Tutto lascia quindi pensare a una “extraordinary rendition” in versione cinese, non contro sospetti di jihadismo, ma contro “colpevoli” di libertà di parola. Causeway Bay Bookstore è infatti una libreria controllata da Mighty Current Media, un editore che spesso e volentieri pubblica libri critici nei confronti dei leader di Pechino, con retroscena sulla loro vita personale. Lee Bo, oltre a essere libraio è socio della casa editrice. Due degli altri scomparsi erano stati visti per l'ultima volta a Shenzhen, dove vivono le loro mogli; uno si sarebbe invece volatilizzato proprio a Hong Kong, come Lee; e un altro, che è cittadino svedese, sembra fosse addirittura a Pattaya, in Thailandia, dove possiede una casa per le vacanze. Si chiama Gui Minhai, è socio di Mighty Current Media ed è scomparso da ottobre.

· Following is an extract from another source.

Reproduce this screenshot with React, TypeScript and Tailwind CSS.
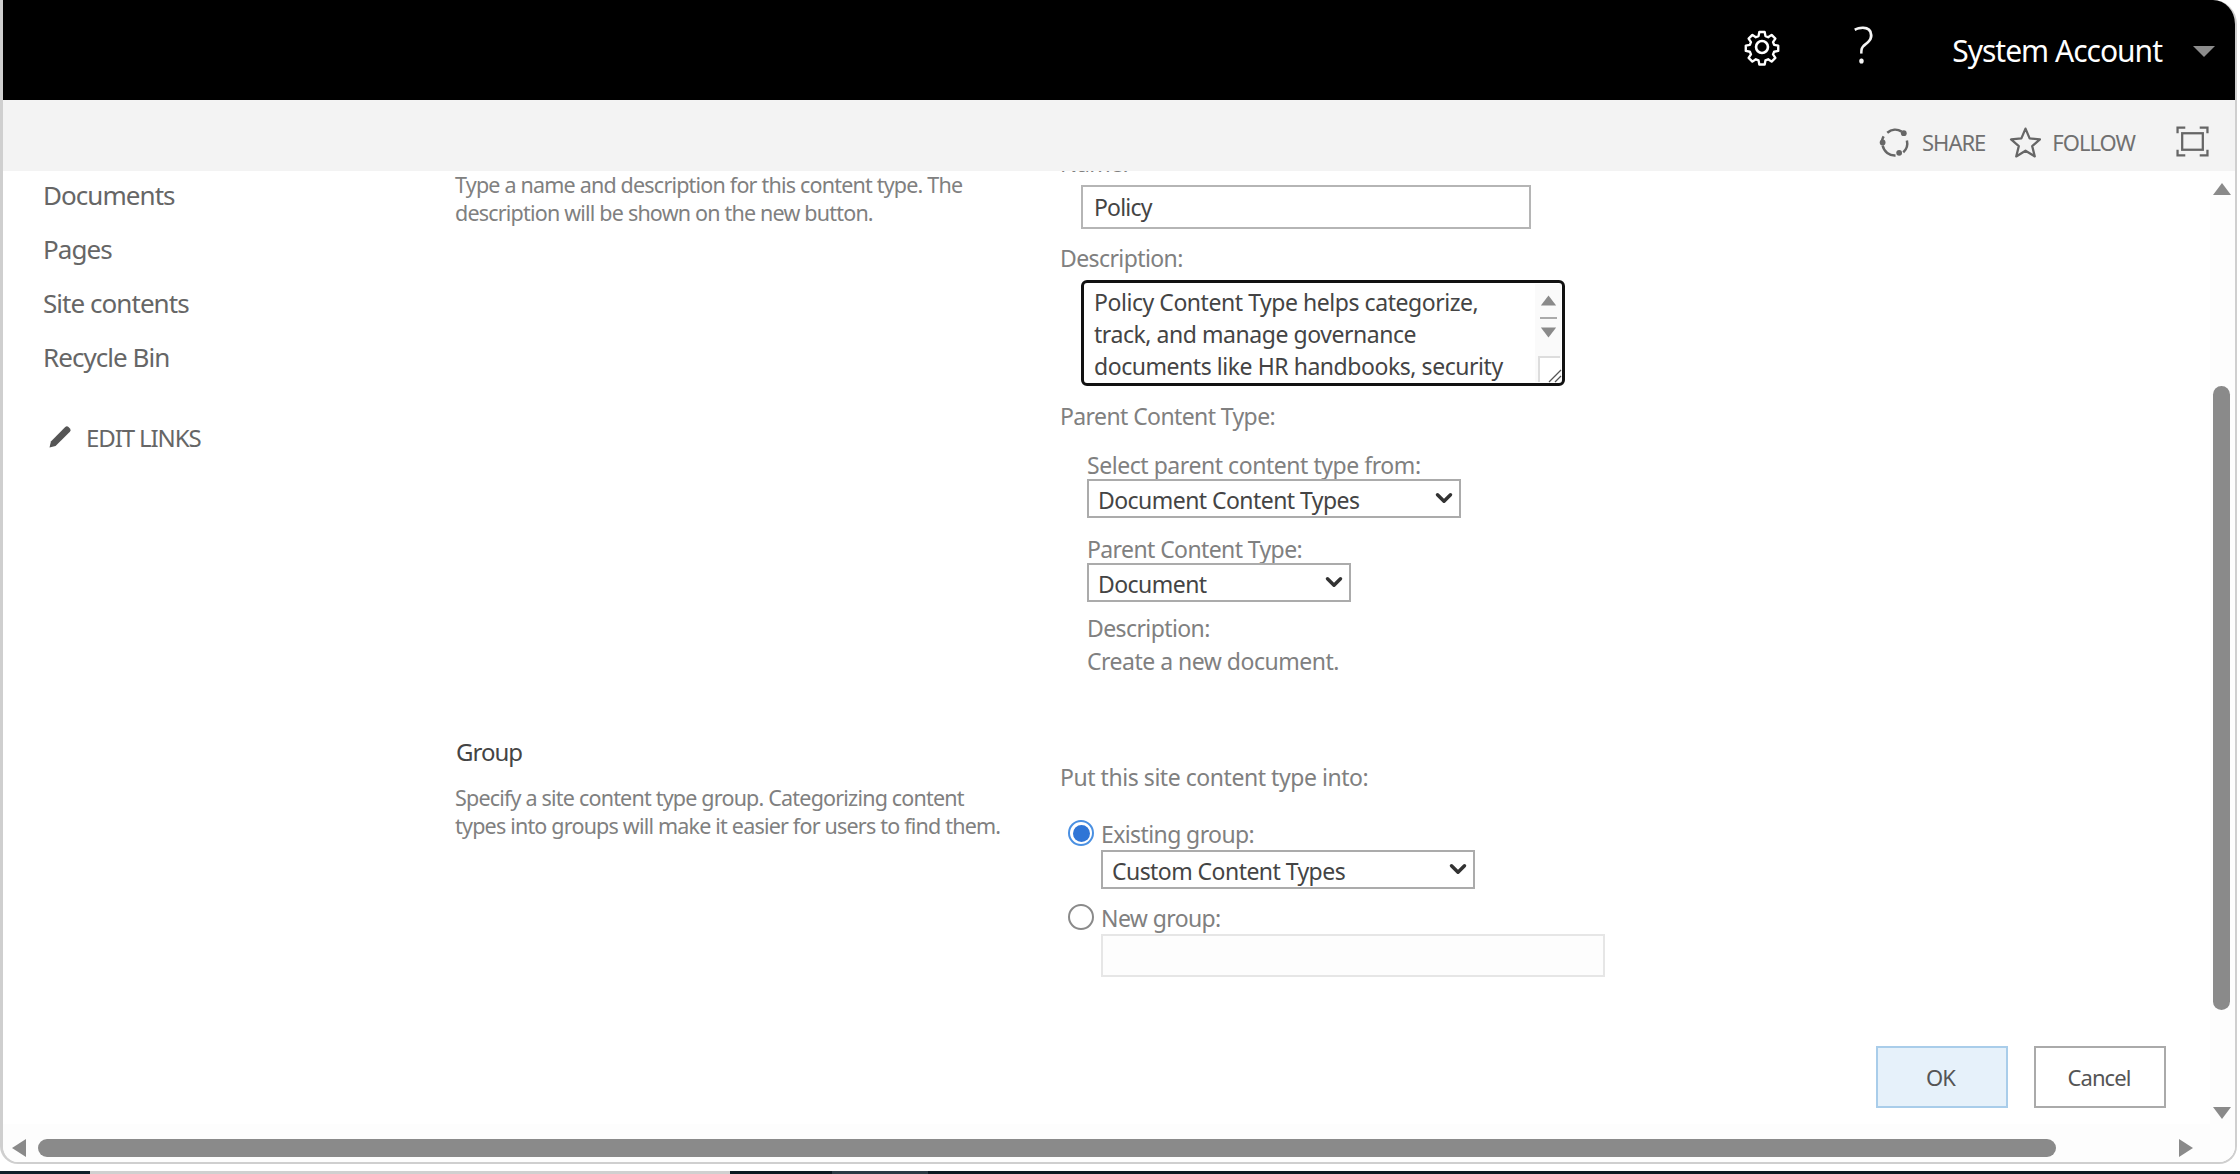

Albert Ho Chun-yan, deputato del Partito democratico di Hong Kong, dice di avere sentito indiscrezioni secondo cui la casa editrice era in procinto di lanciare un libro sulla relazione tra Xi Jinping e una ragazza, risalente all'epoca della Rivoluzione Culturale, tra la fine degli anni Sessanta e i primi anni Settanta. L'attuale presidente cinese si trovava allora nella provincia dello Shaanxi in quanto suo padre Xi Zhongxun, rivoluzionario della prima ora, era stato incarcerato dopo essere caduto in disgrazia. Si tratta di una fase oscura della vita di Xi, che girava al largo da Pechino, anche perché privo di protezione. Nell'attuale agiografia ufficiale, che tende a descrivere un percorso lineare e “armonioso”, si tralasciano puntualmente i dettagli di quel periodo e si preferisce costruire il mito di Xi Jinping figlio di uno dei Ba Lao, gli “otto anziani” fedelissimi di Mao Zedong. Ma la storia cinese – e quella di Xi – lineare non fu.
Ricordiamo che in Cina, anche in periodi più rilassati dell'attuale dal punto di vista del controllo censorio, non è mai consentito attaccare direttamente i leader o rivangare nel loro passato al di fuori dalla narrativa ufficiale. Con Xi Jinping, i margini si sono ristretti ulteriormente. Nel 2012, due reportage di Bloomberg e del New York Times, rispettivamente sulle ricchezza familiari dello stesso Xi e dell'allora premier Wen Jiabao, costarono alle loro testate l'oscuramento del sito in territorio cinese e parecchi guai al momento della concessione dei visti ai giornalisti. Oggi, forse, ci troviamo di fronte alla persecuzione per reato di gossip, con tanto di sconfinamento territoriale ed extragiudiziale.
Se le notizie fossero confermate, assisteremmo infatti a un nuovo capitolo di quella “normalizzazione” di Hong Kong contro cui scese in piazza anche il cosiddetto “movimento degli ombrelli”, oltre un anno fa. Sempre più, la formula “un Paese, due sistemi” con cui si sancì l'handover del 1997, è letta a Pechino con l'accento sulla prima parte mentre a Hong Kong si enfatizza la seconda. Chi è preso in mezzo è il chief executive – letteralmente “amministratore delegato” - dell'ex colonia britannica, Leung Chun-ying, considerato uomo di Pechino, di cui il movimento di un anno fa chiedeva le dimissioni. Ha dichiarato che la libertà di espressione e di stampa sono garantite dalla legge di Hong Kong e che nessuna “agenzia al di fuori di Hong Kong” ha autorità per far rispettare tale legge. La sua posizione sembra sempre più scomoda.